__Data extract__.
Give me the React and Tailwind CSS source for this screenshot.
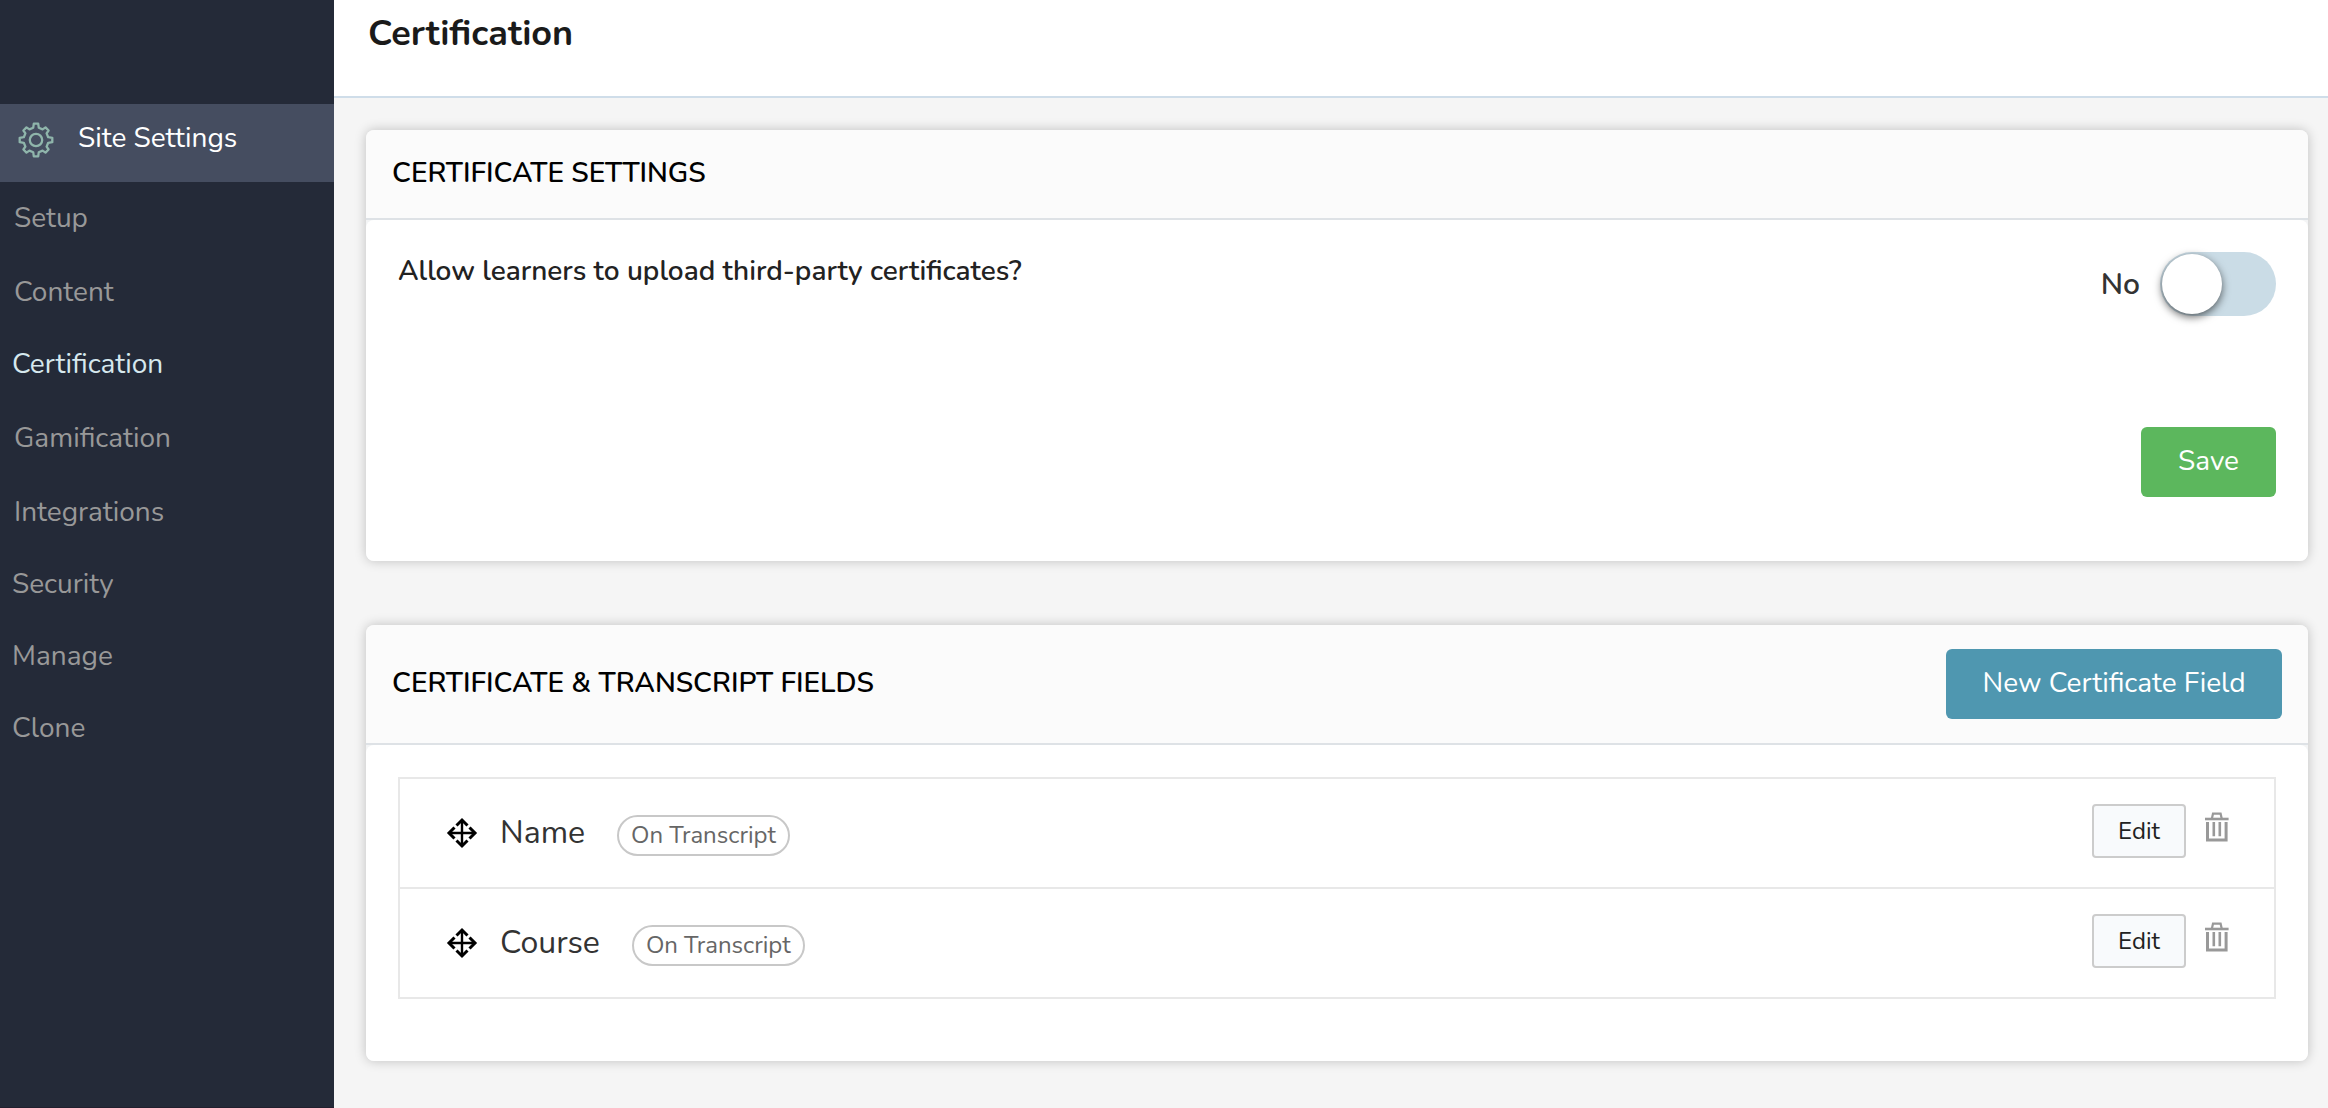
import React, { useState } from 'react';

const navItems = [
  { label: 'Setup', group: true },
  { label: 'Content', group: true },
  { label: 'Certification', active: true },
  { label: 'Gamification', group: true },
  { label: 'Integrations', group: true },
  { label: 'Security' },
  { label: 'Manage' },
  { label: 'Clone' },
];

const fields = ['Name', 'Course'];

const GearIcon = () => (
  <svg width="36" height="36" viewBox="0 0 36 36" fill="none" stroke="#8fb5ab" strokeWidth="2.3" strokeLinejoin="round">
    <path d="M15.2 5.8 15.8 1.7 20.2 1.7 20.8 5.8 24.6 7.4 27.5 5.4 30.6 8.5 28.6 11.4 30.2 15.2 34.3 15.8 34.3 20.2 30.2 20.8 28.6 24.6 30.6 27.5 27.5 30.6 24.6 28.6 20.8 30.2 20.2 34.3 15.8 34.3 15.2 30.2 11.4 28.6 8.5 30.6 5.4 27.5 7.4 24.6 5.8 20.8 1.7 20.2 1.7 15.8 5.8 15.2 7.4 11.4 5.4 8.5 8.5 5.4 11.4 7.4z" />
    <circle cx="18" cy="18" r="6.2" />
  </svg>
);

const MoveIcon = () => (
  <svg width="32" height="32" viewBox="0 0 32 32" fill="none" stroke="#000" strokeWidth="3">
    <path d="M16 3v26M3 16h26" strokeWidth="2.4" />
    <path d="M10.5 8.5 16 3l5.5 5.5M10.5 23.5 16 29l5.5-5.5M8.5 10.5 3 16l5.5 5.5M23.5 10.5 29 16l-5.5 5.5" />
  </svg>
);

const TrashIcon = () => (
  <svg width="26" height="30" viewBox="0 0 26 30" fill="none" stroke="#999" strokeWidth="2.6">
    <path d="M1 7h23.6" />
    <path d="M7.9 6.5 9 1.7h7.6l1.1 4.8" strokeWidth="2.2" />
    <path d="M3.5 10v18h18.6V10" strokeWidth="3" />
    <path d="M9.8 10v14.2M15.8 10v14.2" />
  </svg>
);

const Sidebar = () => (
  <aside className="w-[334px] shrink-0 bg-[#242a38] pt-[104px] border-b border-[#221f2e]">
    <a href="#settings" className="flex items-center gap-6 h-[78px] pl-[18px] pb-1.5 bg-[#454d60] text-white text-[28px]">
      <GearIcon />
      <span className="pb-1">Site Settings</span>
    </a>
    <nav>
      {navItems.map((item) => (
        <a
          key={item.label}
          href={`#${item.label.toLowerCase()}`}
          className={`flex items-center text-[28px] ${item.group ? 'h-[74px] pl-[14px] pb-0.5' : 'h-[72px] pl-3 pb-1'} ${
            item.active ? 'text-[#d6e8ee]' : 'text-[#989898]'
          }`}
        >
          {item.label}
        </a>
      ))}
    </nav>
  </aside>
);

const Card = ({ title, action, children }) => (
  <section className="rounded-lg bg-[#f3f4f5] shadow-[0_0_12px_rgba(0,0,0,0.22)]">
    <div className="flex items-center justify-between rounded-t-lg bg-[#fbfbfb] border-b-2 border-[#dee2e6] px-[26px] min-h-[90px] text-black">
      <h2 className="pb-0.5 text-[28px] font-semibold">{title}</h2>
      {action}
    </div>
    <div className="rounded-lg bg-white p-8">{children}</div>
  </section>
);

const FieldRow = ({ name }) => (
  <li className="flex items-center justify-between h-[110px] border-b-2 border-[#e8e8e8] pl-[46px] pr-11">
    <div className="flex items-center">
      <MoveIcon />
      <span className="ml-[22px] text-[32px] text-[#333]">{name}</span>
      <span className="ml-8 mt-1 flex items-center h-[41px] px-3 rounded-full border-2 border-[#c8c8c8] text-2xl text-[#666]">
        On Transcript
      </span>
    </div>
    <div className="flex items-center gap-[18px] pb-1">
      <button className="h-[54px] w-[94px] rounded border-2 border-[#ccc] bg-[#f8fafc] text-2xl text-[#222]">Edit</button>
      <button aria-label={`Delete ${name}`} className="pb-2">
        <TrashIcon />
      </button>
    </div>
  </li>
);

const App = () => {
  const [allowUpload, setAllowUpload] = useState(false);

  return (
    <div className="flex min-h-screen bg-[#f5f5f5] font-['Nunito',Lato,sans-serif]">
      <Sidebar />

      <main className="flex-1 min-w-0">
        <header className="h-[98px] bg-white border-b-2 border-[#cfdde9] pl-[34px] pt-[9px]">
          <h1 className="text-4xl leading-[50px] font-bold text-[#1a1a1a]">Certification</h1>
        </header>

        <div className="flex flex-col gap-16 pl-8 pr-5 py-8">
          <Card title="CERTIFICATE SETTINGS">
            <div className="flex items-start justify-between">
              <label htmlFor="allow-upload" className="text-[28px] leading-[38px] font-[650] text-[#222]">
                Allow learners to upload third-party certificates?
              </label>
              <div className="flex items-center gap-5">
                <span className="text-[30px] font-semibold text-[#333]">{allowUpload ? 'Yes' : 'No'}</span>
                <input
                  id="allow-upload"
                  type="checkbox"
                  role="switch"
                  checked={allowUpload}
                  onChange={(e) => setAllowUpload(e.target.checked)}
                  className="appearance-none w-[116px] h-16 p-0.5 rounded-full bg-[#cadce6] checked:bg-[#5cb75d] before:block before:size-[60px] before:rounded-full before:bg-white before:shadow-[0_3px_8px_rgba(0,0,0,0.6)] checked:before:ml-[52px]"
                />
              </div>
            </div>
            <div className="flex justify-end mt-[111px] mb-8">
              <button className="h-[70px] w-[135px] pb-0.5 rounded-md bg-[#5cb75d] text-white text-[28px]">Save</button>
            </div>
          </Card>

          <Card
            title="CERTIFICATE & TRANSCRIPT FIELDS"
            action={
              <button className="h-[70px] w-[336px] my-6 pb-0.5 rounded-md bg-[#4f97b0] text-white text-[28px]">
                New Certificate Field
              </button>
            }
          >
            <ul className="mb-[30px] border-2 border-b-0 border-[#e8e8e8]">
              {fields.map((name) => (
                <FieldRow key={name} name={name} />
              ))}
            </ul>
          </Card>
        </div>
      </main>
    </div>
  );
};

export default App;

__Exercise prompt__.
Copy the data word for word. Pictures do not go in the copy.

__In response__.
Give me the React and Tailwind CSS source for this screenshot.
import React, { useState } from 'react';

const navItems = [
  { label: 'Setup', group: true },
  { label: 'Content', group: true },
  { label: 'Certification', active: true },
  { label: 'Gamification', group: true },
  { label: 'Integrations', group: true },
  { label: 'Security' },
  { label: 'Manage' },
  { label: 'Clone' },
];

const fields = ['Name', 'Course'];

const GearIcon = () => (
  <svg width="36" height="36" viewBox="0 0 36 36" fill="none" stroke="#8fb5ab" strokeWidth="2.3" strokeLinejoin="round">
    <path d="M15.2 5.8 15.8 1.7 20.2 1.7 20.8 5.8 24.6 7.4 27.5 5.4 30.6 8.5 28.6 11.4 30.2 15.2 34.3 15.8 34.3 20.2 30.2 20.8 28.6 24.6 30.6 27.5 27.5 30.6 24.6 28.6 20.8 30.2 20.2 34.3 15.8 34.3 15.2 30.2 11.4 28.6 8.5 30.6 5.4 27.5 7.4 24.6 5.8 20.8 1.7 20.2 1.7 15.8 5.8 15.2 7.4 11.4 5.4 8.5 8.5 5.4 11.4 7.4z" />
    <circle cx="18" cy="18" r="6.2" />
  </svg>
);

const MoveIcon = () => (
  <svg width="32" height="32" viewBox="0 0 32 32" fill="none" stroke="#000" strokeWidth="3">
    <path d="M16 3v26M3 16h26" strokeWidth="2.4" />
    <path d="M10.5 8.5 16 3l5.5 5.5M10.5 23.5 16 29l5.5-5.5M8.5 10.5 3 16l5.5 5.5M23.5 10.5 29 16l-5.5 5.5" />
  </svg>
);

const TrashIcon = () => (
  <svg width="26" height="30" viewBox="0 0 26 30" fill="none" stroke="#999" strokeWidth="2.6">
    <path d="M1 7h23.6" />
    <path d="M7.9 6.5 9 1.7h7.6l1.1 4.8" strokeWidth="2.2" />
    <path d="M3.5 10v18h18.6V10" strokeWidth="3" />
    <path d="M9.8 10v14.2M15.8 10v14.2" />
  </svg>
);

const Sidebar = () => (
  <aside className="w-[334px] shrink-0 bg-[#242a38] pt-[104px] border-b border-[#221f2e]">
    <a href="#settings" className="flex items-center gap-6 h-[78px] pl-[18px] pb-1.5 bg-[#454d60] text-white text-[28px]">
      <GearIcon />
      <span className="pb-1">Site Settings</span>
    </a>
    <nav>
      {navItems.map((item) => (
        <a
          key={item.label}
          href={`#${item.label.toLowerCase()}`}
          className={`flex items-center text-[28px] ${item.group ? 'h-[74px] pl-[14px] pb-0.5' : 'h-[72px] pl-3 pb-1'} ${
            item.active ? 'text-[#d6e8ee]' : 'text-[#989898]'
          }`}
        >
          {item.label}
        </a>
      ))}
    </nav>
  </aside>
);

const Card = ({ title, action, children }) => (
  <section className="rounded-lg bg-[#f3f4f5] shadow-[0_0_12px_rgba(0,0,0,0.22)]">
    <div className="flex items-center justify-between rounded-t-lg bg-[#fbfbfb] border-b-2 border-[#dee2e6] px-[26px] min-h-[90px] text-black">
      <h2 className="pb-0.5 text-[28px] font-semibold">{title}</h2>
      {action}
    </div>
    <div className="rounded-lg bg-white p-8">{children}</div>
  </section>
);

const FieldRow = ({ name }) => (
  <li className="flex items-center justify-between h-[110px] border-b-2 border-[#e8e8e8] pl-[46px] pr-11">
    <div className="flex items-center">
      <MoveIcon />
      <span className="ml-[22px] text-[32px] text-[#333]">{name}</span>
      <span className="ml-8 mt-1 flex items-center h-[41px] px-3 rounded-full border-2 border-[#c8c8c8] text-2xl text-[#666]">
        On Transcript
      </span>
    </div>
    <div className="flex items-center gap-[18px] pb-1">
      <button className="h-[54px] w-[94px] rounded border-2 border-[#ccc] bg-[#f8fafc] text-2xl text-[#222]">Edit</button>
      <button aria-label={`Delete ${name}`} className="pb-2">
        <TrashIcon />
      </button>
    </div>
  </li>
);

const App = () => {
  const [allowUpload, setAllowUpload] = useState(false);

  return (
    <div className="flex min-h-screen bg-[#f5f5f5] font-['Nunito',Lato,sans-serif]">
      <Sidebar />

      <main className="flex-1 min-w-0">
        <header className="h-[98px] bg-white border-b-2 border-[#cfdde9] pl-[34px] pt-[9px]">
          <h1 className="text-4xl leading-[50px] font-bold text-[#1a1a1a]">Certification</h1>
        </header>

        <div className="flex flex-col gap-16 pl-8 pr-5 py-8">
          <Card title="CERTIFICATE SETTINGS">
            <div className="flex items-start justify-between">
              <label htmlFor="allow-upload" className="text-[28px] leading-[38px] font-[650] text-[#222]">
                Allow learners to upload third-party certificates?
              </label>
              <div className="flex items-center gap-5">
                <span className="text-[30px] font-semibold text-[#333]">{allowUpload ? 'Yes' : 'No'}</span>
                <input
                  id="allow-upload"
                  type="checkbox"
                  role="switch"
                  checked={allowUpload}
                  onChange={(e) => setAllowUpload(e.target.checked)}
                  className="appearance-none w-[116px] h-16 p-0.5 rounded-full bg-[#cadce6] checked:bg-[#5cb75d] before:block before:size-[60px] before:rounded-full before:bg-white before:shadow-[0_3px_8px_rgba(0,0,0,0.6)] checked:before:ml-[52px]"
                />
              </div>
            </div>
            <div className="flex justify-end mt-[111px] mb-8">
              <button className="h-[70px] w-[135px] pb-0.5 rounded-md bg-[#5cb75d] text-white text-[28px]">Save</button>
            </div>
          </Card>

          <Card
            title="CERTIFICATE & TRANSCRIPT FIELDS"
            action={
              <button className="h-[70px] w-[336px] my-6 pb-0.5 rounded-md bg-[#4f97b0] text-white text-[28px]">
                New Certificate Field
              </button>
            }
          >
            <ul className="mb-[30px] border-2 border-b-0 border-[#e8e8e8]">
              {fields.map((name) => (
                <FieldRow key={name} name={name} />
              ))}
            </ul>
          </Card>
        </div>
      </main>
    </div>
  );
};

export default App;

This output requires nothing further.